In keeping with the Higher Ground sensibility, Waffles + Mochi is a deliberately inclusive show that conveys positive messages about working together as a team and thinking of others. A wide variety of ethnic dishes is represented, and in any given episode, multiple languages can be heard. At one point, restaurateur/living saint José Andrés explains how his nonprofit, World Central Kitchen, provides communities with free meals in the wake of natural disasters. When the puppet pair heads to Savannah, Georgia, to learn more about rice, culinary historian Michael Twitty, who is Black, explains to them, gently, that his Southern relatives used to work on rice plantations when they were slaves. As this series is aimed at 5- and 6-year-olds, even the occasional heavy moment is handled with a light and openhearted touch.
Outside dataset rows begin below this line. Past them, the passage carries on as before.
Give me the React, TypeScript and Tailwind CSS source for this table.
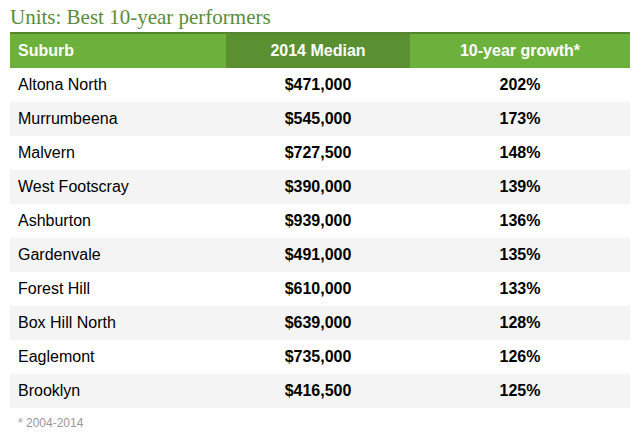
import React from "react";

const rows: [string, string, string][] = [
  ["Altona North", "$471,000", "202%"],
  ["Murrumbeena", "$545,000", "173%"],
  ["Malvern", "$727,500", "148%"],
  ["West Footscray", "$390,000", "139%"],
  ["Ashburton", "$939,000", "136%"],
  ["Gardenvale", "$491,000", "135%"],
  ["Forest Hill", "$610,000", "133%"],
  ["Box Hill North", "$639,000", "128%"],
  ["Eaglemont", "$735,000", "126%"],
  ["Brooklyn", "$416,500", "125%"],
];

export default function App() {
  return (
    <div className="w-[641px] h-[433px] bg-white px-[10px] pt-[5px] font-['Liberation_Sans',Arial,sans-serif]">
      <h1 className="font-['Liberation_Serif',serif] text-[21px] leading-[24px] text-[#5b8c3a] mb-[3px]">
        Units: Best 10-year performers
      </h1>
      <div className="w-[620px]">
        <div className="flex h-[36px] border-t-2 border-[#55862f] text-white font-bold text-[16px]">
          <div className="w-[216px] bg-[#6db13d] flex items-center pl-[8px]">Suburb</div>
          <div className="w-[184px] bg-[#5b9032] flex items-center justify-center">2014 Median</div>
          <div className="flex-1 bg-[#6db13d] flex items-center justify-center">10-year growth*</div>
        </div>
        {rows.map((r, i) => (
          <div
            key={r[0]}
            className={`flex h-[34px] items-center text-[16px] text-black ${i % 2 === 1 ? "bg-[#f4f4f4]" : "bg-white"}`}
          >
            <div className="w-[216px] pl-[8px]">{r[0]}</div>
            <div className="w-[184px] text-center font-bold">{r[1]}</div>
            <div className="flex-1 text-center font-bold">{r[2]}</div>
          </div>
        ))}
        <div className="text-[12px] text-[#999999] pt-[6px] pl-[8px]">* 2004-2014</div>
      </div>
    </div>
  );
}
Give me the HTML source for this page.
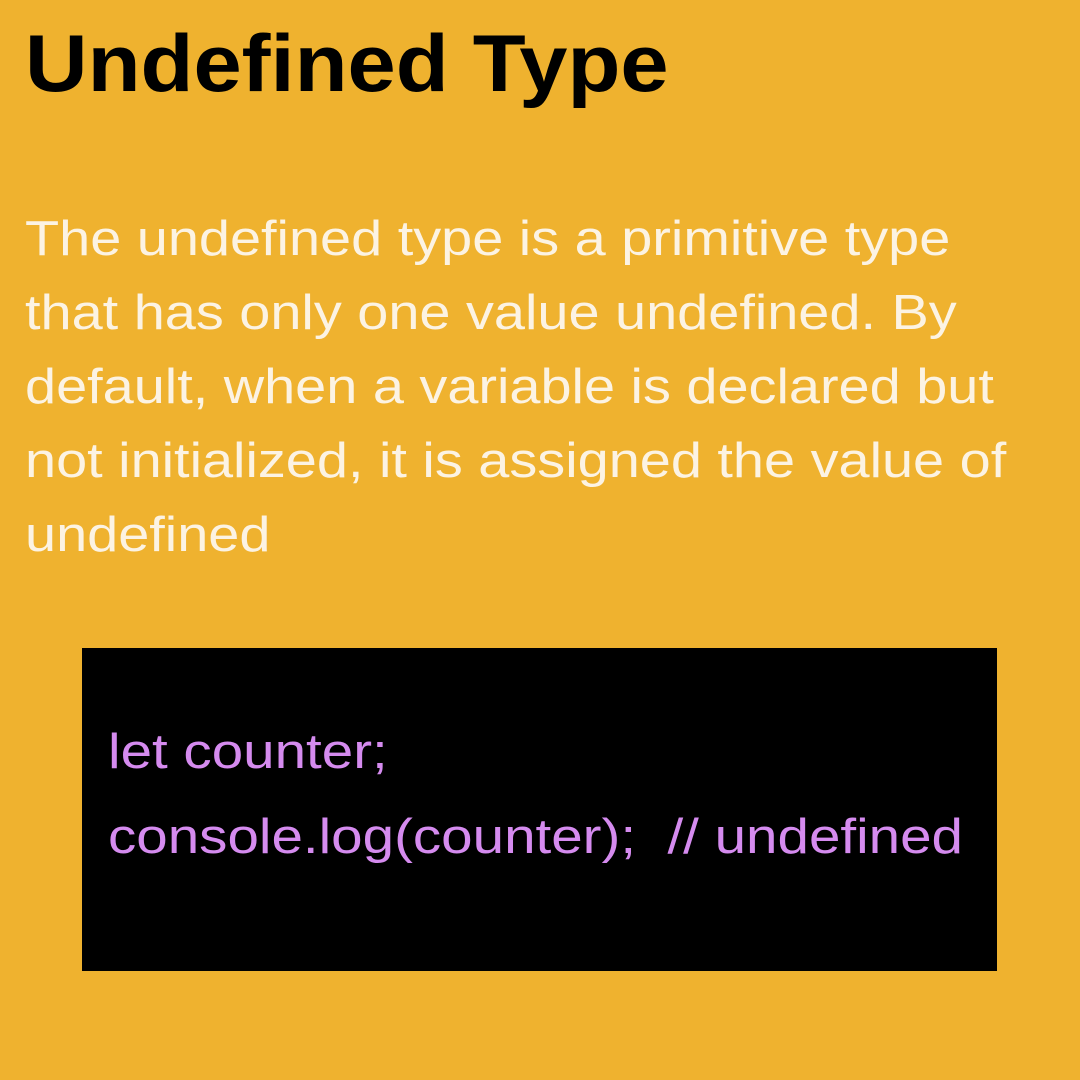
<!DOCTYPE html>
<html><head><meta charset="utf-8"><style>
html,body{margin:0;padding:0}
body{width:1080px;height:1080px;background:#EFB22F;position:relative;overflow:hidden;font-family:"Liberation Sans",sans-serif}
.t{position:absolute;left:25px;top:24px;font-size:81px;font-weight:bold;color:#000;white-space:nowrap;line-height:1;transform:scaleX(1.07);transform-origin:0 0}
.p{position:absolute;left:25px;top:202px;font-size:49px;color:#FCF3E3;line-height:74px;white-space:nowrap;transform:scaleX(1.14);transform-origin:0 0}
.box{position:absolute;left:82px;top:648px;width:915px;height:323px;background:#000}
.c{position:absolute;left:108px;top:710px;font-size:49px;color:#D58BEF;line-height:85px;white-space:pre;transform:scaleX(1.154);transform-origin:0 0}
</style></head><body>
<div class="t">Undefined Type</div>
<div class="p">The undefined type is a primitive type<br>that has only one value undefined. By<br>default, when a variable is declared but<br>not initialized, it is assigned the value of<br>undefined</div>
<div class="box"></div>
<div class="c">let counter;
console.log(counter);  // undefined</div>
</body></html>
The most enriching and entertaining parts of Waffles + Mochi are these interactions with chefs, as well as the trips to places like Peru’s Valle Sagrado, where the heroes watch a man dubbed the Potato Whisperer harvest potatoes with all kinds of colors inside. If there’s a second season of Waffles + Mochi, let’s hope that Thormahlen and Konner let segments like those breathe a little longer — I could watch a whole half-hour of Andrés making gazpacho with two puppets — and lose the bits that aren’t as necessary. Part of eating well is avoiding empty calories. Waffles + Mochi, a good show that could be even better, would be wise to do the same.